§ Data
= = = = = = =
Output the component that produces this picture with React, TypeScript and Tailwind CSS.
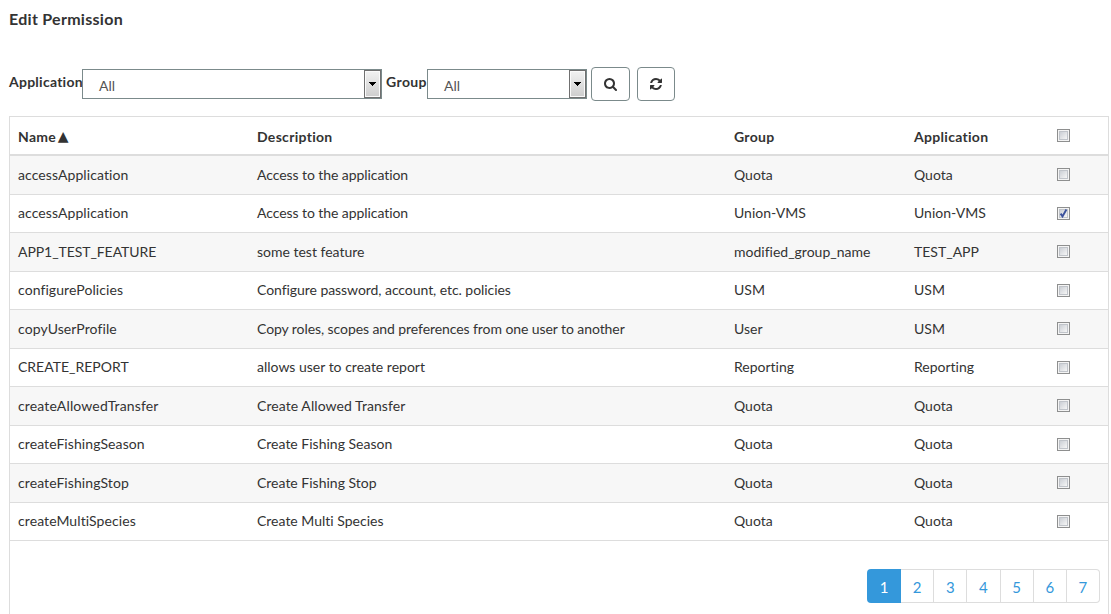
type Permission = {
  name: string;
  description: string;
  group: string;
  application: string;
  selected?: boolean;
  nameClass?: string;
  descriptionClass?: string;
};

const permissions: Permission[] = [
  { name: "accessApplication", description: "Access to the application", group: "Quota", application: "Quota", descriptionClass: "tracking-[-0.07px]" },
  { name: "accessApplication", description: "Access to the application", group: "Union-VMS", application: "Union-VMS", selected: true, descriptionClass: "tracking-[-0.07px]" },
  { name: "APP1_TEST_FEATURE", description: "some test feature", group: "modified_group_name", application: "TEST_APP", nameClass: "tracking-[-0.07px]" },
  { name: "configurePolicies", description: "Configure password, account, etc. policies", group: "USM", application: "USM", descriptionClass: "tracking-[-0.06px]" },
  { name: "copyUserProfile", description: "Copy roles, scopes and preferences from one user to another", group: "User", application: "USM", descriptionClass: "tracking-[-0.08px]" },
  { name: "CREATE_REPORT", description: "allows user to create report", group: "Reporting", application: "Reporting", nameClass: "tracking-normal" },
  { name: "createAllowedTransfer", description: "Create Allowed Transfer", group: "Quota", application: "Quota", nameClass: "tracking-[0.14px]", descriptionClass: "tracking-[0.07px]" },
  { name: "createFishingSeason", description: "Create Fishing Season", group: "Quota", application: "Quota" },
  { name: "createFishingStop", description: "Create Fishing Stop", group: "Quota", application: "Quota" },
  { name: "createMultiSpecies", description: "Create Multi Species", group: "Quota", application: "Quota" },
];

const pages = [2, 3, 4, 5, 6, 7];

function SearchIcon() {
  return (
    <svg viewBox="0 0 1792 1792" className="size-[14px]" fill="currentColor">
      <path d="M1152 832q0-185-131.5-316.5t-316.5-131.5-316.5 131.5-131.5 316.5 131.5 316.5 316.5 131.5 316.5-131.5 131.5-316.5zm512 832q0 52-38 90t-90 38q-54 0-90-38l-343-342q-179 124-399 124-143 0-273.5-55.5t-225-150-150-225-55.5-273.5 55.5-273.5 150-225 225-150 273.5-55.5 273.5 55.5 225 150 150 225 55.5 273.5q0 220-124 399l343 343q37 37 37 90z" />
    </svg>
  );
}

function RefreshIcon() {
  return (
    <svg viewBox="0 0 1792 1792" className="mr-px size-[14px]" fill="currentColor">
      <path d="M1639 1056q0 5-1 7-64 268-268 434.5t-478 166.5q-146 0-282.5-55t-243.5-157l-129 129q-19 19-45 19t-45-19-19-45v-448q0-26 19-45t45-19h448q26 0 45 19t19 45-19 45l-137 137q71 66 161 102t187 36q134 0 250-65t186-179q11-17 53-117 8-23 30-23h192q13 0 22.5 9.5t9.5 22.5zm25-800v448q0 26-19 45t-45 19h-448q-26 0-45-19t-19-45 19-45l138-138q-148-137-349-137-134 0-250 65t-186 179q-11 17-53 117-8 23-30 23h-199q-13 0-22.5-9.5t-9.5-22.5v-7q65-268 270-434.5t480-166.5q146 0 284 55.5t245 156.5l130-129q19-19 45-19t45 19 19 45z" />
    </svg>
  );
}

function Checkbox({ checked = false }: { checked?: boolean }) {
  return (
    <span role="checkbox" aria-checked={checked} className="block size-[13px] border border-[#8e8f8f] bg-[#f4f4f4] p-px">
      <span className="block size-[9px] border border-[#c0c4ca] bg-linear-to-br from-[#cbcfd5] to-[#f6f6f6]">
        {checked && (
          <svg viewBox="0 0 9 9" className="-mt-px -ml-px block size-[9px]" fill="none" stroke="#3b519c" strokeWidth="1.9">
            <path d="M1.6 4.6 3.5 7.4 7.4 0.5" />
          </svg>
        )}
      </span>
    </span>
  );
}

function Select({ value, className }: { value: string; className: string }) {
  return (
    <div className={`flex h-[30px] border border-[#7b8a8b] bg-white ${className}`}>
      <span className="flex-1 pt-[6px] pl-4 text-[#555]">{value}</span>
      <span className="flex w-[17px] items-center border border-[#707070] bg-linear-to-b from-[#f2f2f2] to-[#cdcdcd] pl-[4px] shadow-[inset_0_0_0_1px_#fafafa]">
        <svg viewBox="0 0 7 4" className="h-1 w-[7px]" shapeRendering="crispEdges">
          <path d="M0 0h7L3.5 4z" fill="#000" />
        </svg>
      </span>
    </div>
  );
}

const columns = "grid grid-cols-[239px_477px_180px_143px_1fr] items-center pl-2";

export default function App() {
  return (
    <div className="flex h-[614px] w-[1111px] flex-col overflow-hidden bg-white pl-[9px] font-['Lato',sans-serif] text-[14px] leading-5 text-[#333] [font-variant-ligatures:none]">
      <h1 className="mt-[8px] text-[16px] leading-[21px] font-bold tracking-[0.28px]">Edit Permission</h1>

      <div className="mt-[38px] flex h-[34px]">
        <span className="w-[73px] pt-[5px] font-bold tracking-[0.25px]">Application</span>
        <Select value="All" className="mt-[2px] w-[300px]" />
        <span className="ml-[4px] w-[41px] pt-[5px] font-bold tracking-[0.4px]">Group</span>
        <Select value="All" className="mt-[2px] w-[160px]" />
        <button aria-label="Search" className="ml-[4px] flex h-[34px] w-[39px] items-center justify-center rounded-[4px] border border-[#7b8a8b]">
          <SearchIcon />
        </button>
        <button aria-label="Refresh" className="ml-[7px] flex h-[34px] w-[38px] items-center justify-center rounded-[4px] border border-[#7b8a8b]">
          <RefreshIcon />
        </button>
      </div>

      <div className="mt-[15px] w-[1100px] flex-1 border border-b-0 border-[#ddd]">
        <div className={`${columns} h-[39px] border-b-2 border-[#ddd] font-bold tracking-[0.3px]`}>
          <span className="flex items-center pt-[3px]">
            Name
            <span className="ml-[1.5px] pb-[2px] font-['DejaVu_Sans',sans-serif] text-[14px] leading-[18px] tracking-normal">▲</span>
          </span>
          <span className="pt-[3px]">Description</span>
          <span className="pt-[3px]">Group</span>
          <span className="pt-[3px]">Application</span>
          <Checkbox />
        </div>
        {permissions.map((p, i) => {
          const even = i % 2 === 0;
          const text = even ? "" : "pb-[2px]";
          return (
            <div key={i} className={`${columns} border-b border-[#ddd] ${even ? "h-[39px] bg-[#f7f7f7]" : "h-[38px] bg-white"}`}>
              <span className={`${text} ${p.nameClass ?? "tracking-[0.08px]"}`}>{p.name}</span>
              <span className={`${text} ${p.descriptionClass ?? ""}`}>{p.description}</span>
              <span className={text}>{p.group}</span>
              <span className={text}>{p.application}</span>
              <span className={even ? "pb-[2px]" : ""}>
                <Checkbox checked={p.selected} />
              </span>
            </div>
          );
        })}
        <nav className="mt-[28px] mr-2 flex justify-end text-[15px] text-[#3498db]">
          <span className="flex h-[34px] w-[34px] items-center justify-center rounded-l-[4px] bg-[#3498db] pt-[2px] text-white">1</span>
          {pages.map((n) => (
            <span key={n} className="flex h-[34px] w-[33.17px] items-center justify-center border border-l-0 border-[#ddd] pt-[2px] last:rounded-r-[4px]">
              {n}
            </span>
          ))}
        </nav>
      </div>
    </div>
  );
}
= = = = = = =
§ Exercise aim
Reproduce all of the data exactly; the pictures do not belong in the copy.

§ Exercise answer
Output the component that produces this picture with React, TypeScript and Tailwind CSS.
type Permission = {
  name: string;
  description: string;
  group: string;
  application: string;
  selected?: boolean;
  nameClass?: string;
  descriptionClass?: string;
};

const permissions: Permission[] = [
  { name: "accessApplication", description: "Access to the application", group: "Quota", application: "Quota", descriptionClass: "tracking-[-0.07px]" },
  { name: "accessApplication", description: "Access to the application", group: "Union-VMS", application: "Union-VMS", selected: true, descriptionClass: "tracking-[-0.07px]" },
  { name: "APP1_TEST_FEATURE", description: "some test feature", group: "modified_group_name", application: "TEST_APP", nameClass: "tracking-[-0.07px]" },
  { name: "configurePolicies", description: "Configure password, account, etc. policies", group: "USM", application: "USM", descriptionClass: "tracking-[-0.06px]" },
  { name: "copyUserProfile", description: "Copy roles, scopes and preferences from one user to another", group: "User", application: "USM", descriptionClass: "tracking-[-0.08px]" },
  { name: "CREATE_REPORT", description: "allows user to create report", group: "Reporting", application: "Reporting", nameClass: "tracking-normal" },
  { name: "createAllowedTransfer", description: "Create Allowed Transfer", group: "Quota", application: "Quota", nameClass: "tracking-[0.14px]", descriptionClass: "tracking-[0.07px]" },
  { name: "createFishingSeason", description: "Create Fishing Season", group: "Quota", application: "Quota" },
  { name: "createFishingStop", description: "Create Fishing Stop", group: "Quota", application: "Quota" },
  { name: "createMultiSpecies", description: "Create Multi Species", group: "Quota", application: "Quota" },
];

const pages = [2, 3, 4, 5, 6, 7];

function SearchIcon() {
  return (
    <svg viewBox="0 0 1792 1792" className="size-[14px]" fill="currentColor">
      <path d="M1152 832q0-185-131.5-316.5t-316.5-131.5-316.5 131.5-131.5 316.5 131.5 316.5 316.5 131.5 316.5-131.5 131.5-316.5zm512 832q0 52-38 90t-90 38q-54 0-90-38l-343-342q-179 124-399 124-143 0-273.5-55.5t-225-150-150-225-55.5-273.5 55.5-273.5 150-225 225-150 273.5-55.5 273.5 55.5 225 150 150 225 55.5 273.5q0 220-124 399l343 343q37 37 37 90z" />
    </svg>
  );
}

function RefreshIcon() {
  return (
    <svg viewBox="0 0 1792 1792" className="mr-px size-[14px]" fill="currentColor">
      <path d="M1639 1056q0 5-1 7-64 268-268 434.5t-478 166.5q-146 0-282.5-55t-243.5-157l-129 129q-19 19-45 19t-45-19-19-45v-448q0-26 19-45t45-19h448q26 0 45 19t19 45-19 45l-137 137q71 66 161 102t187 36q134 0 250-65t186-179q11-17 53-117 8-23 30-23h192q13 0 22.5 9.5t9.5 22.5zm25-800v448q0 26-19 45t-45 19h-448q-26 0-45-19t-19-45 19-45l138-138q-148-137-349-137-134 0-250 65t-186 179q-11 17-53 117-8 23-30 23h-199q-13 0-22.5-9.5t-9.5-22.5v-7q65-268 270-434.5t480-166.5q146 0 284 55.5t245 156.5l130-129q19-19 45-19t45 19 19 45z" />
    </svg>
  );
}

function Checkbox({ checked = false }: { checked?: boolean }) {
  return (
    <span role="checkbox" aria-checked={checked} className="block size-[13px] border border-[#8e8f8f] bg-[#f4f4f4] p-px">
      <span className="block size-[9px] border border-[#c0c4ca] bg-linear-to-br from-[#cbcfd5] to-[#f6f6f6]">
        {checked && (
          <svg viewBox="0 0 9 9" className="-mt-px -ml-px block size-[9px]" fill="none" stroke="#3b519c" strokeWidth="1.9">
            <path d="M1.6 4.6 3.5 7.4 7.4 0.5" />
          </svg>
        )}
      </span>
    </span>
  );
}

function Select({ value, className }: { value: string; className: string }) {
  return (
    <div className={`flex h-[30px] border border-[#7b8a8b] bg-white ${className}`}>
      <span className="flex-1 pt-[6px] pl-4 text-[#555]">{value}</span>
      <span className="flex w-[17px] items-center border border-[#707070] bg-linear-to-b from-[#f2f2f2] to-[#cdcdcd] pl-[4px] shadow-[inset_0_0_0_1px_#fafafa]">
        <svg viewBox="0 0 7 4" className="h-1 w-[7px]" shapeRendering="crispEdges">
          <path d="M0 0h7L3.5 4z" fill="#000" />
        </svg>
      </span>
    </div>
  );
}

const columns = "grid grid-cols-[239px_477px_180px_143px_1fr] items-center pl-2";

export default function App() {
  return (
    <div className="flex h-[614px] w-[1111px] flex-col overflow-hidden bg-white pl-[9px] font-['Lato',sans-serif] text-[14px] leading-5 text-[#333] [font-variant-ligatures:none]">
      <h1 className="mt-[8px] text-[16px] leading-[21px] font-bold tracking-[0.28px]">Edit Permission</h1>

      <div className="mt-[38px] flex h-[34px]">
        <span className="w-[73px] pt-[5px] font-bold tracking-[0.25px]">Application</span>
        <Select value="All" className="mt-[2px] w-[300px]" />
        <span className="ml-[4px] w-[41px] pt-[5px] font-bold tracking-[0.4px]">Group</span>
        <Select value="All" className="mt-[2px] w-[160px]" />
        <button aria-label="Search" className="ml-[4px] flex h-[34px] w-[39px] items-center justify-center rounded-[4px] border border-[#7b8a8b]">
          <SearchIcon />
        </button>
        <button aria-label="Refresh" className="ml-[7px] flex h-[34px] w-[38px] items-center justify-center rounded-[4px] border border-[#7b8a8b]">
          <RefreshIcon />
        </button>
      </div>

      <div className="mt-[15px] w-[1100px] flex-1 border border-b-0 border-[#ddd]">
        <div className={`${columns} h-[39px] border-b-2 border-[#ddd] font-bold tracking-[0.3px]`}>
          <span className="flex items-center pt-[3px]">
            Name
            <span className="ml-[1.5px] pb-[2px] font-['DejaVu_Sans',sans-serif] text-[14px] leading-[18px] tracking-normal">▲</span>
          </span>
          <span className="pt-[3px]">Description</span>
          <span className="pt-[3px]">Group</span>
          <span className="pt-[3px]">Application</span>
          <Checkbox />
        </div>
        {permissions.map((p, i) => {
          const even = i % 2 === 0;
          const text = even ? "" : "pb-[2px]";
          return (
            <div key={i} className={`${columns} border-b border-[#ddd] ${even ? "h-[39px] bg-[#f7f7f7]" : "h-[38px] bg-white"}`}>
              <span className={`${text} ${p.nameClass ?? "tracking-[0.08px]"}`}>{p.name}</span>
              <span className={`${text} ${p.descriptionClass ?? ""}`}>{p.description}</span>
              <span className={text}>{p.group}</span>
              <span className={text}>{p.application}</span>
              <span className={even ? "pb-[2px]" : ""}>
                <Checkbox checked={p.selected} />
              </span>
            </div>
          );
        })}
        <nav className="mt-[28px] mr-2 flex justify-end text-[15px] text-[#3498db]">
          <span className="flex h-[34px] w-[34px] items-center justify-center rounded-l-[4px] bg-[#3498db] pt-[2px] text-white">1</span>
          {pages.map((n) => (
            <span key={n} className="flex h-[34px] w-[33.17px] items-center justify-center border border-l-0 border-[#ddd] pt-[2px] last:rounded-r-[4px]">
              {n}
            </span>
          ))}
        </nav>
      </div>
    </div>
  );
}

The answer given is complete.